I had a getting-to-the-end-of-the-year tax planning phone meeting with my long time accountant the other day. Well, actually it wasn't with my longtime accountant. The meeting was with a perfectly capable younger accountant to whom he has transferred the nuts and bolts of my financial life. It's a phenomenon that I am experiencing more and more. It's not about me; it's about the aging of my generation.
The changes were presaged when my dentist merged his solo practice with a larger group a few years ago. My dentist was assuredly NOT of my generation. He has been taking whacks at my teeth since I was a pre-teen. He has always been good for a lament about the White Sox (except in glorious 2005) and one awful off-color joke. But Florida fairways have been calling to him with ever-growing frequency and it has become hard to schedule my 6-month visits with him. Through no active choice of my own, I have become a patient of the youngster in the practice, who will now be responsible for my continued ability to chomp on granny smith apples as my old fillings begin to crumble.
Next, my internist, another White Sox fan, announced his imminent retirement while spreading the word that his nephew would be joining his practice. The implications were clear. This time I took action, reasoning that as long as I was going to need a new internist, I might as well choose one closer to home and with more experience than a newbie (I know, I know, I was once a young physician too.) So I made the switch, even though in the interim Internist #1 has delayed his retirement. I've had some nice conversations with my new practitioner, though I have not yet broached whether she is a Sox or Cubs fan.
Oh, and Barb and I had a nice Greek dinner with our financial advisor the other evening.
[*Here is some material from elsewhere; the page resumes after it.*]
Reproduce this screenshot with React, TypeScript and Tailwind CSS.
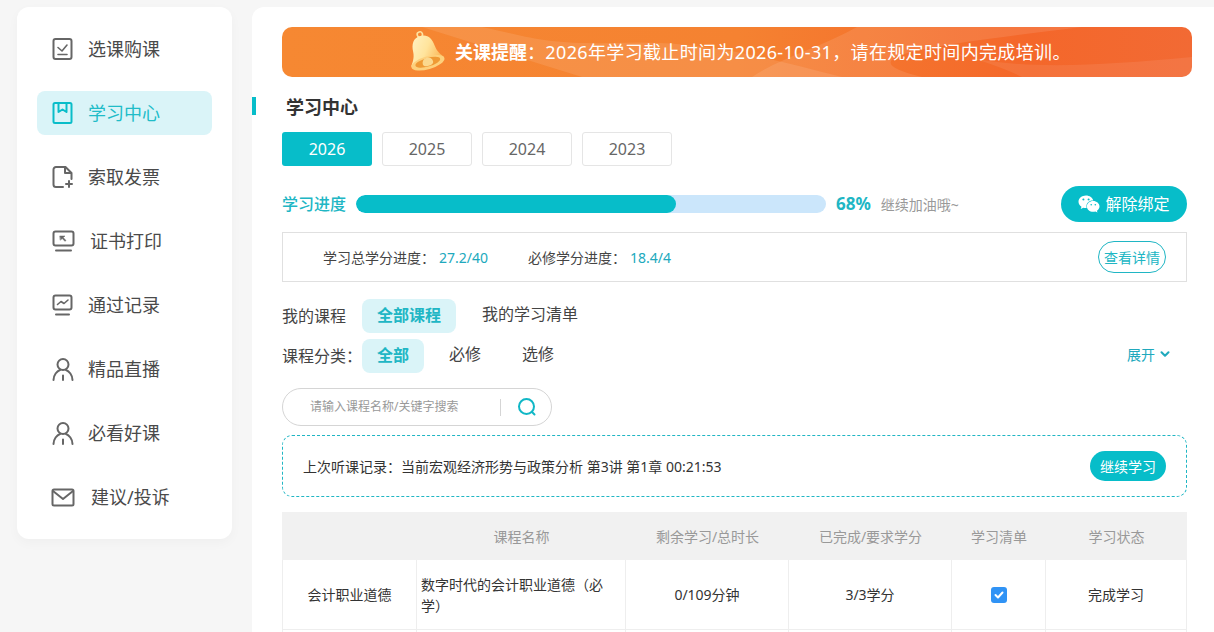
import React from 'react';
import { ChevronDown } from 'lucide-react';
import { FaWeixin } from 'react-icons/fa';

const font = { fontFamily: '"Noto Sans", "Noto Sans CJK SC", sans-serif' };

// ---- sidebar icons ----

const iconProps = {
  width: 24,
  height: 24,
  viewBox: '0 0 24 24',
  fill: 'none',
  stroke: 'currentColor',
  strokeWidth: 2,
  strokeLinecap: 'round' as const,
  strokeLinejoin: 'round' as const,
};

const CheckBoxIcon = () => (
  <svg {...iconProps}>
    <rect x="2.500" y="2" width="18" height="20" rx="2" />
    <path d="M7 10.500l4 3.500 5-6M7 17.500h9" strokeWidth="1.600" />
  </svg>
);

const BookIcon = () => (
  <svg {...iconProps}>
    <rect x="2.500" y="2" width="18" height="20" rx="1.500" />
    <path d="M7.500 2v9l4-2.500 4 2.500V2" />
  </svg>
);

const InvoiceIcon = () => (
  <svg {...iconProps}>
    <path d="M12 22H5a2.500 2.500 0 0 1-2.500-2.500V4.500A2.500 2.500 0 0 1 5 2h9.500l6 6v6" />
    <path d="M14 2v6h6M18 16v6M15 19h6" />
  </svg>
);

const ScreenIcon = () => (
  <svg {...iconProps}>
    <rect x="2.500" y="2.500" width="20" height="14" rx="2" />
    <path d="M5 21.500h15" />
    <path d="M9 7h5l-1.800 1.600L15 11.500l-1 .8-2.800-2.700L9.500 11z" fill="currentColor" strokeWidth="0.500" />
  </svg>
);

const ChartIcon = () => (
  <svg {...iconProps}>
    <rect x="2.500" y="2.500" width="18" height="14" rx="2" />
    <path d="M5 21.500h13" />
    <path d="M6.500 11.500l3.500-3 3 2 4-3.500" strokeWidth="1.600" />
  </svg>
);

const PersonIcon = () => (
  <svg {...iconProps}>
    <circle cx="12" cy="7.500" r="5.500" />
    <path d="M2.500 23c0-5 3.500-9 6.500-10M21.500 23c0-5-3.500-9-6.500-10M12 18.500V23" />
  </svg>
);

const MailIcon = () => (
  <svg {...iconProps} width={24} height={19} viewBox="0 0 24 19">
    <rect x="1.500" y="1.500" width="21" height="16" rx="1.500" />
    <path d="M2 3l10 8 10-8" />
  </svg>
);

const menu = [
  { label: '选课购课', icon: <CheckBoxIcon />, textClass: '' },
  { label: '学习中心', icon: <BookIcon />, textClass: '', active: true },
  { label: '索取发票', icon: <InvoiceIcon />, textClass: '' },
  { label: '证书打印', icon: <ScreenIcon />, textClass: 'ml-[2px]' },
  { label: '通过记录', icon: <ChartIcon />, textClass: '' },
  { label: '精品直播', icon: <PersonIcon />, textClass: '' },
  { label: '必看好课', icon: <PersonIcon />, textClass: '' },
  { label: '建议/投诉', icon: <MailIcon />, textClass: 'ml-[3px]' },
];

function Sidebar() {
  return (
    <aside className="w-[215px] h-[532px] shrink-0 rounded-xl bg-white px-5 py-5 flex flex-col gap-5 shadow-[0_4px_12px_rgba(0,0,0,0.03)]">
      {menu.map(item => (
        <div
          key={item.label}
          className={
            item.active
              ? 'h-11 rounded-lg bg-[#daf4f8] flex items-center pl-[14px] text-[#0abdc9]'
              : 'h-11 rounded-lg flex items-center pl-[14px] text-[#666666]'
          }
        >
          <span className="w-[37px] shrink-0 flex items-center">{item.icon}</span>
          <span
            className={
              (item.active ? 'text-[#20bcc8] ' : 'text-[#4a4a4a] ') +
              'text-[18px] leading-6 ' +
              item.textClass
            }
          >
            {item.label}
          </span>
        </div>
      ))}
    </aside>
  );
}

// ---- notice banner ----

const Bell = () => (
  <svg width="42" height="47" viewBox="0 0 38 44" className="shrink-0">
    <defs>
      <linearGradient id="bellBody" x1="0" y1="0" x2="1" y2="0.700">
        <stop offset="0" stopColor="#fff6cf" />
        <stop offset="0.600" stopColor="#ffe49c" />
        <stop offset="1" stopColor="#fbb95a" />
      </linearGradient>
    </defs>
    <g transform="rotate(-16 19 22)">
      <circle cx="19" cy="4.500" r="2.500" fill="none" stroke="#fde3a0" strokeWidth="1.500" />
      <path d="M19 6c-7 0-10 5-10.500 12.500-.4 6-3.500 9.500-5.500 12.500 5 4.500 27 4.500 32 0-2-3-5.100-6.500-5.500-12.500C29 11 26 6 19 6z" fill="url(#bellBody)" />
      <ellipse cx="19" cy="32" rx="16" ry="6" fill="#fdd07c" />
      <ellipse cx="19" cy="31.500" rx="12" ry="4" fill="#ef9a35" />
      <path d="M14 32a5 5 0 0 1 10 0c0 2-2 3-5 3s-5-1-5-3z" fill="#fbd88e" />
    </g>
  </svg>
);

function Banner() {
  return (
    <div className="relative overflow-hidden h-[50px] w-[910px] rounded-[10px] flex items-center pl-[122px] text-white text-[18px] bg-[linear-gradient(90deg,#f68832_0%,#f58231_50%,#f4672a_82%,#f26a34_100%)]">
      <svg viewBox="0 0 910 50" preserveAspectRatio="none" className="absolute inset-0 w-full h-full">
        <path d="M140 0L300 50L560 50C480 30 420 12 330 16C260 18 240 8 200 0Z" fill="#ffffff" fillOpacity="0.1" />
        <path d="M575 0C540 20 500 30 470 50L640 50C560 30 640 20 800 0Z" fill="#ffffff" fillOpacity="0.1" />
        <path d="M650 20C720 45 800 40 910 30L910 50L740 50C720 40 690 30 650 20Z" fill="#ffffff" fillOpacity="0.08" />
      </svg>
      <span className="relative flex items-center gap-[9px]">
        <Bell />
        <span className="leading-6 whitespace-nowrap tracking-[0.35px]">
          <b className="font-bold tracking-normal">关课提醒</b>：2026年学习截止时间为2026-10-31，请在规定时间内完成培训。
        </span>
      </span>
    </div>
  );
}

// ---- content bits ----

const years = ['2026', '2025', '2024', '2023'];

function YearTabs() {
  return (
    <div className="flex gap-[10px] mt-[17px]">
      {years.map((y, i) => (
        <div
          key={y}
          className={
            i === 0
              ? 'w-[90px] h-[34px] rounded-[3px] bg-[#07bdc9] text-white text-[16px] flex items-center justify-center'
              : 'w-[90px] h-[34px] rounded-[3px] border border-[#e5e5e5] text-[#666666] text-[16px] flex items-center justify-center'
          }
        >
          {y}
        </div>
      ))}
    </div>
  );
}

function Progress() {
  return (
    <div className="flex items-center mt-5 h-9">
      <span className="w-[74px] text-[16px] font-medium text-[#20b6c4] leading-6">学习进度</span>
      <div className="w-[470px] h-[18px] rounded-full bg-[#cbe6fb] overflow-hidden">
        <div className="h-full rounded-full bg-[#07bdc9]" style={{ width: `${(320 / 470) * 100}%` }} />
      </div>
      <span className="ml-[10px] text-[17px] font-bold text-[#20b6c4]">68%</span>
      <span className="ml-[10px] text-[14px] text-[#999999]">继续加油哦~</span>
      <div className="ml-auto w-[126px] h-9 rounded-full bg-[#07bdc9] text-white flex items-center justify-center gap-[5px] text-[16px]">
        <FaWeixin size={22} />
        解除绑定
      </div>
    </div>
  );
}

function Credits() {
  return (
    <div className="h-[50px] mt-[10px] border border-[#e0e0e0] flex items-center pl-10 pr-5 text-[14px] text-[#444444]">
      <span>学习总学分进度：</span>
      <span className="ml-[4px] text-[#20a9bd]">27.2/40</span>
      <span className="ml-10">必修学分进度：</span>
      <span className="ml-[4px] text-[#20a9bd]">18.4/4</span>
      <div className="ml-auto w-[68px] h-8 rounded-full border border-[#20b6c4] text-[#20b6c4] flex items-center justify-center whitespace-nowrap">
        查看详情
      </div>
    </div>
  );
}

function Filters() {
  return (
    <div className="mt-[17px] flex flex-col gap-[6px] text-[16px] text-[#444444]">
      <div className="flex items-center h-[34px]">
        <span className="w-[80px]">我的课程</span>
        <span className="w-[94px] h-[34px] pb-[3px] rounded-lg bg-[#daf4f8] text-[#20b6c4] font-bold flex items-center justify-center">
          全部课程
        </span>
        <span className="ml-[26px] -translate-y-[2px]">我的学习清单</span>
      </div>
      <div className="flex items-center h-[34px]">
        <span className="w-[80px]">课程分类：</span>
        <span className="w-[62px] h-[34px] pb-[3px] rounded-lg bg-[#daf4f8] text-[#20b6c4] font-bold flex items-center justify-center">
          全部
        </span>
        <span className="ml-[25px] -translate-y-[2px]">必修</span>
        <span className="ml-[41px] -translate-y-[2px]">选修</span>
        <span className="ml-auto mr-[15px] flex items-center gap-[3px] text-[14px] text-[#20a9bd] -translate-y-[2px]">
          展开
          <ChevronDown size={14} strokeWidth={3.500} />
        </span>
      </div>
    </div>
  );
}

function SearchBox() {
  return (
    <div className="mt-[15px] w-[270px] h-[38px] rounded-full border border-[#d5d5d5] flex items-center pl-[27px]">
      <input
        placeholder="请输入课程名称/关键字搜索"
        className="w-[190px] text-[12px] outline-none placeholder:text-[#999999]"
      />
      <span className="w-px h-[17px] bg-[#d5d5d5]" />
      <svg width="20" height="20" viewBox="0 0 20 20" fill="none" stroke="#10b7c6" strokeWidth="2" strokeLinecap="round" className="ml-4">
        <circle cx="9.500" cy="9.500" r="7.500" />
        <path d="M15 15l2.500 2.500" />
      </svg>
    </div>
  );
}

function LastRecord() {
  return (
    <div className="mt-[9px] h-[62px] rounded-[10px] border border-dashed border-[#20b6c4] flex items-center pl-[20px] pr-5 text-[14px] text-[#333333]">
      <span>上次听课记录：当前宏观经济形势与政策分析 第3讲 第1章 00:21:53</span>
      <span className="ml-auto w-[76px] h-[30px] rounded-full bg-[#07bdc9] text-white flex items-center justify-center">
        继续学习
      </span>
    </div>
  );
}

// ---- course table ----

const headers = ['', '课程名称', '剩余学习/总时长', '已完成/要求学分', '学习清单', '学习状态'];
const gridCols = 'grid grid-cols-[135px_209px_163px_163px_94px_141px]';

const CheckMark = () => (
  <span className="w-4 h-4 rounded-[3px] bg-[#3093f5] flex items-center justify-center">
    <svg width="10" height="8" viewBox="0 0 10 8" fill="none" stroke="#ffffff" strokeWidth="2" strokeLinecap="round" strokeLinejoin="round">
      <path d="M1.500 4l2.500 2.500 4.500-5" />
    </svg>
  </span>
);

function CourseTable() {
  const cell = 'border-r border-b border-[#eeeeee] flex items-center justify-center';
  return (
    <div className="mt-[15px] text-[14px]">
      <div className={`${gridCols} h-[48px] bg-[#f1f1f1] text-[#999999]`}>
        {headers.map(h => (
          <div key={h} className="flex items-center justify-center">
            {h}
          </div>
        ))}
      </div>
      <div className={`${gridCols} h-[70px] text-[#333333]`}>
        <div className={`${cell} border-l`}>会计职业道德</div>
        <div className={`${cell} !justify-start pl-[4px] pr-[12px] leading-[21px]`}>数字时代的会计职业道德（必学）</div>
        <div className={cell}>0/109分钟</div>
        <div className={cell}>3/3学分</div>
        <div className={cell}>
          <CheckMark />
        </div>
        <div className={cell}>完成学习</div>
      </div>
      <div className={`${gridCols} h-[70px]`}>
        {headers.map((h, i) => (
          <div key={h} className={i === 0 ? `${cell} border-l` : cell} />
        ))}
      </div>
    </div>
  );
}

export default function App() {
  return (
    <div style={font} className="w-[1214px] h-[632px] overflow-hidden bg-[#f6f6f6] flex items-start pt-[7px] pl-[17px] gap-5">
      <Sidebar />
      <main className="flex-1 h-[700px] bg-white rounded-tl-xl pt-5">
        <div className="pl-[30px]">
          <Banner />
        </div>
        <div className="flex items-center mt-5 h-[18px]">
          <span className="w-1 h-[18px] bg-[#07bdc9]" />
          <h1 className="ml-[30px] text-[18px] font-bold text-[#333333] leading-6 translate-y-px">学习中心</h1>
        </div>
        <div className="pl-[30px] pr-[27px]">
          <YearTabs />
          <Progress />
          <Credits />
          <Filters />
          <SearchBox />
          <LastRecord />
          <CourseTable />
        </div>
      </main>
    </div>
  );
}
Let me clarify. It was with our financial advisor and his son. Yup, the transition there has begun there as well, as Advisor Père spends more time roasting in Arizona while Advisor Fils assumes the duties of safeguarding our future retirement. I hope the young whipper-snapper knows what the word means, and the fears that can accompany approaching it!
There have been a few exceptions to the hand-over pattern. When my corporate attorney passed away at a much-too-young age, his office mate declined to take over our file. But since my new corporate attorney is older than I am by a year or three, I expect I will be introduced to a young go-getter the next time I need a legal consultation. My hair-stylist still has three kids in grammar school. I suspect I will be her client as long as there are hairs on this head--at least another year or two. As for my tennis trainer, he will never retire; he'll still be telling me to get my toss up higher when he is six feet lower.
As my contemporaries say sayonara, their gravity exerts its pull on me. We aren't the "Greatest Generation," but maybe we are the "Next Best Thing" and it will soon be time to relax.